ROBERT FRANÇOIS, an assassin, by whom Louis XV. of France was wounded in the year 1757. He was born at Tieuiloy, in the diocese of Arras, in the year 1714, and seems rather to have been actuated by frenzy or insanity in the perpetration of the horrid deeds of which he was guilty, than by any of the motives to which they have been ascribed. This spirit appeared in the early period of his life; and such were the extravagance and violence of his conduct, that, whilst a boy, he was distinguished by the appellation of Robert the Devil.
When he grew up he entered into the army, served as a soldier at the siege of Philipsburg; and was present at several engagements. He returned afterwards to France, and became a domestic servant in the College of Jesuits at Paris. He married in 1738, which rendered it necessary for him to resign this service. He was then employed in the same capacity by different masters, one of whom, it is said, he poisoned; and having robbed another, he was obliged to abscond, in order to escape the punishment due to his crimes. During a period of five months after the discovery of the robbery, he lurked in the neighbourhood of St Omer, Dunkirk, and Brussels, and was observed to express himself in an absurd and incoherent manner concerning some disputes which at this time prevailed in France. The following soliloquy is said to have been uttered by him in a small town near Ypres: "If I return to France—yes, I will return, I will die there, and the greatest of the earth shall die likewise, and you shall hear news of me." These expressions were uttered in the month of August 1756; and it is probable that they were regarded at the time only as the ravings of a madman. He spoke indeed in a similar strain in the December following; at the house of a relation, at Falesque, near Arras, saying, "that the kingdom, his wife, and daughter, were all ruined." It was about this time that he set out for Paris, where he arrived on the 31st of December. He was seen at Versailles on the first day of January 1757. In order to blunt his feelings, and to prepare himself for the perpetration of the horrid act, it is said that he swallowed opium for several days. But the state of mind in which Damiens is described to have been for some time before, seemed to render such auxiliaries unnecessary.
It was on the 5th of January, between five and six o'clock in the evening, that Louis XV. was wounded by the hand of this frantic assassin. Armed with a knife, he struck the king on the right side, whilst the latter was surrounded with his courtiers, and just as he was entering his carriage to proceed to Trianon. Damiens was almost instantly seized, examined or rather tortured at Versailles, and afterwards sent to Paris and confined in the tower of Montgomery, in an apartment prepared for him, near to that which had formerly been occupied by Ravaiillac, the murderer of Henry IV. The great court of parliament was charged by the king to institute his process; and although he was subjected to the most cruel tortures, which he bore with unexampled fortitude, no confession or acknowledgment could be extorted which afforded the smallest ground of suspicion that he had a single accomplice. When it was found that the torture failed in effecting the purpose for which it was inflicted, he was condemned to die by the same punishment which Ravaiillac suffered.

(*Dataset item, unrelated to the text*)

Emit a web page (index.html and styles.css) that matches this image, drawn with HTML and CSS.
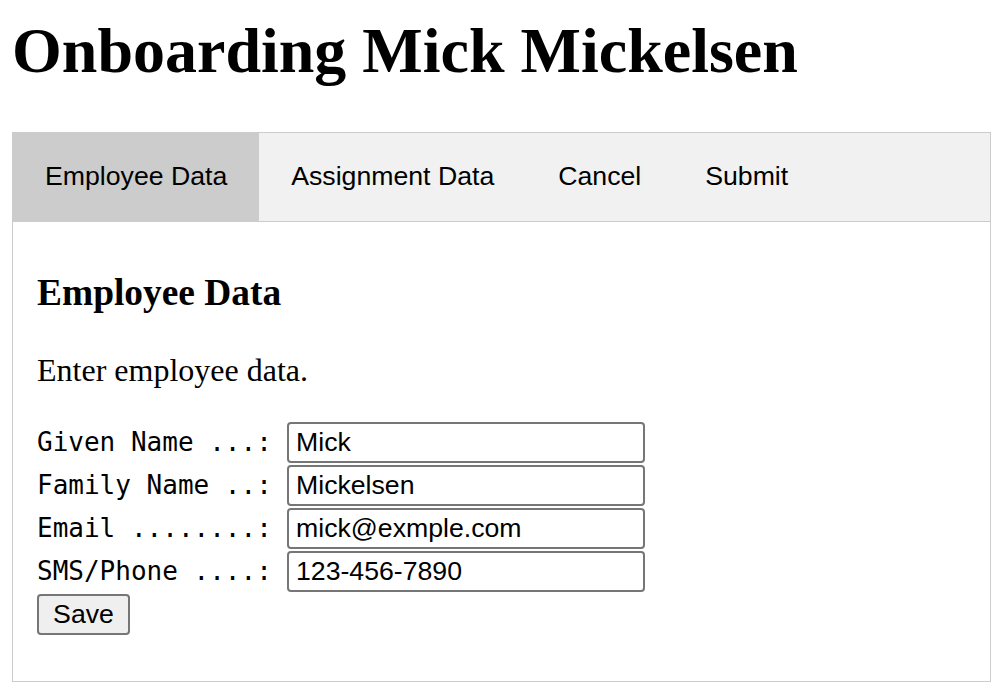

The 28th of March following was the day fixed as that of his execution. When brought to the Place de Grève, where the apparatus and instruments of destruction were prepared, he beheld all these with an undismayed countenance and a tearless eye, although he must have known well that new and more dreadful tortures yet awaited him. His punishment commenced with the burning of his right hand, in which the knife with which he had wounded the king was placed; his flesh was then torn with red-hot pincers, and the wounds were filled with molten wax, pitch, sulphur, rosin, lead, and boiling oil. In attempting to quarter his body, the four horses which were employ- ed pulled in vain for fifty minutes. All their efforts seemed to be ineffectual, till the executioners cut with knives the ligaments by which the limbs are attached to the body. Even after the legs had been cut he was still alive; and it was only when the arms had been treated in the same way that he ceased to breathe, and his body was dismembered. The period of his punishment, from the time when he was put upon the scaffold until his death, was not less than an hour and a half, during the greater part of which time he seemed to retain his recollection; for he raised his head many times, and cast his eyes on his mangled and burnt limbs, and on the horses which were then exerting their whole force to tear his body asunder; and even during the severest of his tortures, the firmness of his mind was so little shaken that he affected some degree of jocularity. See Pièces originales et procédures du Procès fait à Robert-François Damiers, Paris, 1757, 4to; also, Recueil de Pièces curieuses et rares qui ont paru lors du Procès de Damiers, Paris, 1760, 12mo.